To explain their methodology of sorting content, the researchers use the example of Albert Einstein. In January 2008 (the last available full data dump of English Wikipedia), the Einstein article had 26 categories. Each category can be broken down according to its proportional relevance to the 11 top-level categories based on the shortest paths through the category system to the different top-level categories. So, for example, Einstein's category of "Jewish-American scientists" is most strongly associated with "People and self", but is also part of the "Religion and belief systems" and "Natural and physical sciences" topics. Combining the category weighting for all 26 categories creates a distribution of the Einstein article's proportional relevance to each of the top-level categories. As the paper notes, "Einstein’s topic distribution primarily falls under “People”; however, his roles as both a prominent scientist and social figure are reflected in associations with “Science”, “Society”, “History”, “Philosophy”, “Religion”, and “Culture”. His involvement with the Manhattan Project also leads to associations with “Technology”."
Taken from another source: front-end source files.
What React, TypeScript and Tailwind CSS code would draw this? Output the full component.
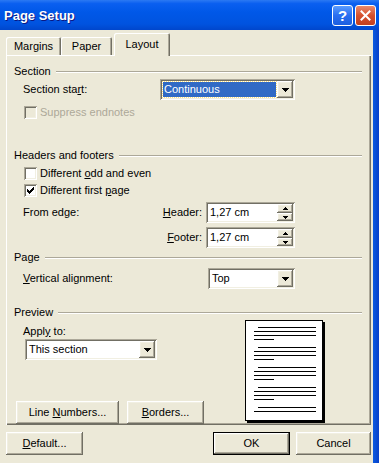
import React from "react";

const raised =
  "shadow-[inset_-1px_-1px_#716F64,inset_1px_1px_#fff,inset_-2px_-2px_#ACA899,inset_2px_2px_#F1EFE2]";
const sunken =
  "shadow-[inset_1px_1px_#ACA899,inset_-1px_-1px_#fff,inset_2px_2px_#716F64,inset_-2px_-2px_#F1EFE2]";

function DownArrow() {
  return (
    <svg width="7" height="4" shapeRendering="crispEdges">
      <rect x="0" y="0" width="7" height="1" fill="#000" />
      <rect x="1" y="1" width="5" height="1" fill="#000" />
      <rect x="2" y="2" width="3" height="1" fill="#000" />
      <rect x="3" y="3" width="1" height="1" fill="#000" />
    </svg>
  );
}

function SmallArrow({ up }: { up?: boolean }) {
  return (
    <svg width="5" height="3" shapeRendering="crispEdges" className={up ? "rotate-180" : ""}>
      <rect x="0" y="0" width="5" height="1" fill="#000" />
      <rect x="1" y="1" width="3" height="1" fill="#000" />
      <rect x="2" y="2" width="1" height="1" fill="#000" />
    </svg>
  );
}

function GroupHeader({ label }: { label: string }) {
  return (
    <div className="flex h-[13px] items-center pl-[8px] pr-[9px]">
      <span>{label}</span>
      <div className="ml-[5px] h-[2px] flex-1 border-t border-b border-t-[#ACA899] border-b-white" />
    </div>
  );
}

type TComboProps = {
  value: string;
  className: string;
  selected?: boolean;
};

function Combo({ value, className, selected }: TComboProps) {
  return (
    <div className={`flex h-[21px] bg-white p-[2px] ${sunken} ${className}`}>
      <div className="flex flex-1 items-center">
        {selected ? (
          <span className="ml-[1px] mr-[1px] flex h-[15px] flex-1 items-center bg-[#316AC5] pl-[1px] text-white outline-1 outline-dotted outline-[#ffe27a]">
            {value}
          </span>
        ) : (
          <span className="pl-[2px]">{value}</span>
        )}
      </div>
      <div className={`flex h-[17px] w-[16px] items-center justify-center bg-[#ECE9D8] ${raised}`}>
        <DownArrow />
      </div>
    </div>
  );
}

function Spin({ value }: { value: string }) {
  return (
    <div className={`flex h-[21px] w-[89px] bg-white p-[2px] ${sunken}`}>
      <span className="flex flex-1 items-center pl-[2px]">{value}</span>
      <div className="flex w-[16px] flex-col">
        <div className={`flex h-[9px] items-center justify-center bg-[#ECE9D8] ${raised}`}>
          <SmallArrow up />
        </div>
        <div className={`flex h-[8px] items-center justify-center bg-[#ECE9D8] ${raised}`}>
          <SmallArrow />
        </div>
      </div>
    </div>
  );
}

function Checkbox({ checked, disabled }: { checked?: boolean; disabled?: boolean }) {
  return (
    <div
      className={`flex h-[13px] w-[13px] items-center justify-center ${sunken} ${
        disabled ? "bg-[#ECE9D8]" : "bg-white"
      }`}
    >
      {checked && (
        <svg width="7" height="7" viewBox="0 0 7 7" shapeRendering="crispEdges" fill="#000">
          <rect x="6" y="0" width="1" height="1" />
          <rect x="5" y="1" width="2" height="1" />
          <rect x="0" y="2" width="1" height="1" />
          <rect x="4" y="2" width="3" height="1" />
          <rect x="0" y="3" width="2" height="1" />
          <rect x="3" y="3" width="3" height="1" />
          <rect x="0" y="4" width="5" height="1" />
          <rect x="1" y="5" width="3" height="1" />
          <rect x="2" y="6" width="1" height="1" />
        </svg>
      )}
    </div>
  );
}

function Button({ children, className, isDefault }: { children: React.ReactNode; className: string; isDefault?: boolean }) {
  return (
    <div
      className={`flex h-[23px] items-center justify-center bg-[#ECE9D8] ${className} ${
        isDefault
          ? "shadow-[inset_0_0_0_1px_#000,inset_-2px_-2px_#716F64,inset_2px_2px_#fff,inset_-3px_-3px_#ACA899,inset_3px_3px_#F1EFE2]"
          : raised
      }`}
    >
      {children}
    </div>
  );
}

function PageLines({ count }: { count: number }) {
  const lines = [0, 1, 2, 3].slice(0, count);
  return (
    <div className="flex flex-col gap-[3px]">
      {lines.map((i) => (
        <div
          key={i}
          className={`h-px bg-black ${i === 0 ? "ml-[12px] w-[58px]" : i === 3 ? "ml-[8px] w-[20px]" : "ml-[8px] w-[62px]"}`}
        />
      ))}
    </div>
  );
}

export default function App() {
  return (
    <div className="flex h-[463px] w-[379px] flex-col bg-[#ECE9D8] font-['Liberation_Sans',Arial,sans-serif] text-[11px] leading-[13px] text-black">
      {/* title bar */}
      <div className="flex h-[30px] items-center bg-[linear-gradient(to_bottom,#2b79f3_0%,#0a5ff0_12%,#0058e8_40%,#0053df_80%,#0046cc_100%)] pl-[4px] pr-[3px]">
        <span className="flex-1 text-[13px] font-bold text-white [text-shadow:1px_1px_0_#0a1883]">Page Setup</span>
        <div className="flex h-[21px] w-[21px] items-center justify-center rounded-[3px] border border-white bg-[linear-gradient(to_bottom,#5a9cff,#2a6ef0_50%,#1c5fe0)] text-[15px] font-bold text-white">
          ?
        </div>
        <div className="ml-[2px] flex h-[21px] w-[21px] items-center justify-center rounded-[3px] border border-white bg-[linear-gradient(to_bottom,#e98a6c,#d6512e_50%,#c2401f)]">
          <svg width="11" height="11" viewBox="0 0 11 11">
            <path d="M1.5 1.5L9.5 9.5M9.5 1.5L1.5 9.5" stroke="#fff" strokeWidth="2" strokeLinecap="square" />
          </svg>
        </div>
      </div>

      <div className="flex flex-1">
        <div className="flex w-[373px] flex-col">
          {/* tabs */}
          <div className="flex h-[25px] items-end pl-[6px]">
            <div className="flex h-[18px] w-[55px] items-center justify-center rounded-t-[2px] shadow-[inset_1px_1px_#fff,inset_-1px_0_#716F64,inset_-2px_0_#ACA899]">
              Margins
            </div>
            <div className="flex h-[18px] w-[51px] items-center justify-center rounded-t-[2px] shadow-[inset_1px_1px_#fff,inset_-1px_0_#716F64,inset_-2px_0_#ACA899]">
              Paper
            </div>
            <div className="relative z-10 -mb-px ml-[2px] flex h-[23px] w-[56px] items-start justify-center rounded-t-[2px] bg-[#ECE9D8] pt-[5px] shadow-[inset_1px_1px_#fff,inset_-1px_0_#716F64,inset_-2px_0_#ACA899]">
              Layout
            </div>
          </div>

          {/* tab panel */}
          <div className="ml-[6px] flex h-[370px] w-[365px] flex-col shadow-[inset_1px_1px_#fff,inset_-1px_-1px_#716F64,inset_-2px_-2px_#ACA899]">
            <div className="mt-[10px]">
              <GroupHeader label="Section" />
            </div>
            <div className="mt-[1px] flex h-[21px] items-center pl-[17px] pr-[76px]">
              <span className="flex-1">
                Section sta<u>r</u>t:
              </span>
              <Combo value="Continuous" className="w-[135px]" selected />
            </div>
            <div className="mt-[6px] flex h-[13px] items-center gap-[3px] pl-[18px] text-[#ACA899]">
              <Checkbox disabled />
              <span>Suppress endnotes</span>
            </div>

            <div className="mt-[30px]">
              <GroupHeader label="Headers and footers" />
            </div>
            <div className="mt-[5px] flex h-[13px] items-center gap-[3px] pl-[18px]">
              <Checkbox />
              <span>
                Different <u>o</u>dd and even
              </span>
            </div>
            <div className="mt-[4px] flex h-[13px] items-center gap-[3px] pl-[18px]">
              <Checkbox checked />
              <span>
                Different first <u>p</u>age
              </span>
            </div>
            <div className="mt-[5px] flex h-[21px] items-center pl-[17px] pr-[76px]">
              <span className="flex-1">From edge:</span>
              <span className="mr-[4px]">
                <u>H</u>eader:
              </span>
              <Spin value="1,27 cm" />
            </div>
            <div className="mt-[4px] flex h-[21px] items-center justify-end pr-[76px]">
              <span className="mr-[4px]">
                <u>F</u>ooter:
              </span>
              <Spin value="1,27 cm" />
            </div>

            <div className="mt-[3px]">
              <GroupHeader label="Page" />
            </div>
            <div className="mt-[4px] flex h-[21px] items-center pl-[17px] pr-[76px]">
              <span className="flex-1">
                <u>V</u>ertical alignment:
              </span>
              <Combo value="Top" className="w-[87px]" />
            </div>

            <div className="mt-[17px]">
              <GroupHeader label="Preview" />
            </div>
            <div className="flex">
              <div className="flex w-[230px] flex-col">
                <div className="mt-[6px] flex h-[13px] items-center pl-[17px]">
                  <span>
                    Appl<u>y</u> to:
                  </span>
                </div>
                <div className="mt-[1px] pl-[19px]">
                  <Combo value="This section" className="w-[132px]" />
                </div>
                <div className="mt-[41px] flex gap-[8px] pl-[10px]">
                  <Button className="w-[103px]">
                    <span>
                      Line <u>N</u>umbers...
                    </span>
                  </Button>
                  <Button className="w-[77px]">
                    <span>
                      <u>B</u>orders...
                    </span>
                  </Button>
                </div>
              </div>
              <div className="ml-[9px] mt-[1px] flex h-[101px] w-[78px] flex-col gap-[7px] border border-black bg-white pt-[6px] shadow-[2px_2px_0_#000]">
                <PageLines count={4} />
                <PageLines count={4} />
                <PageLines count={4} />
                <PageLines count={4} />
                <PageLines count={2} />
              </div>
            </div>
          </div>

          {/* dialog buttons */}
          <div className="mt-[7px] flex pl-[6px] pr-[2px]">
            <Button className="w-[77px]">
              <span>
                <u>D</u>efault...
              </span>
            </Button>
            <div className="flex-1" />
            <Button className="w-[77px]" isDefault>
              <span>OK</span>
            </Button>
            <Button className="ml-[6px] w-[75px]">
              <span>Cancel</span>
            </Button>
          </div>
        </div>
        <div className="w-[6px] bg-[linear-gradient(to_right,#0a5ae0,#0840c8)]" />
      </div>
    </div>
  );
}
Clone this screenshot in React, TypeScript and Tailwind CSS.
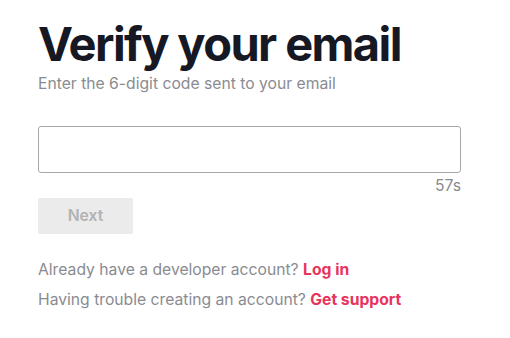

Aggregating this sort of distribution for all articles generates the overall 2008 topic distribution reported above. The paper also compared the 2008 results to the results from a 2006 dump, in order to measure which topic areas were growing most rapidly. They found that "Natural and physical sciences" and "Culture and the arts" each grew by over 200% in that time, with strong growth also in Philosophy, Mathematics, and History. Surprisingly, they also found that coverage of "Technology and applied sciences" actually appeared to shrink by 6% between 2006 and 2008; this was undoubtedly caused by reorganizations of the category hierarchy rather than an actual net loss of technology content.
Using the topic distribution method in combination with an earlier method they had developed to measure the amount of conflict generated by a particular article (based on dispute tags and reversions), the researchers calculated the amount of conflict in each broad topic area (normalized for the average number of categories per article in different topic areas). They report in the blog summary "that "philosophy" and "religion" have generated 28% of the conflicts each." This is despite the fact that they were only 1% and 2%". [The post was later edited to 28% "contentious-ness" each, reflecting that the percentages are relative to the number of articles in each category.] As the paper notes, however, this is "normalized conflict"; "People" and "Society and social sciences" had the highest "absolute amount[s]" of conflict.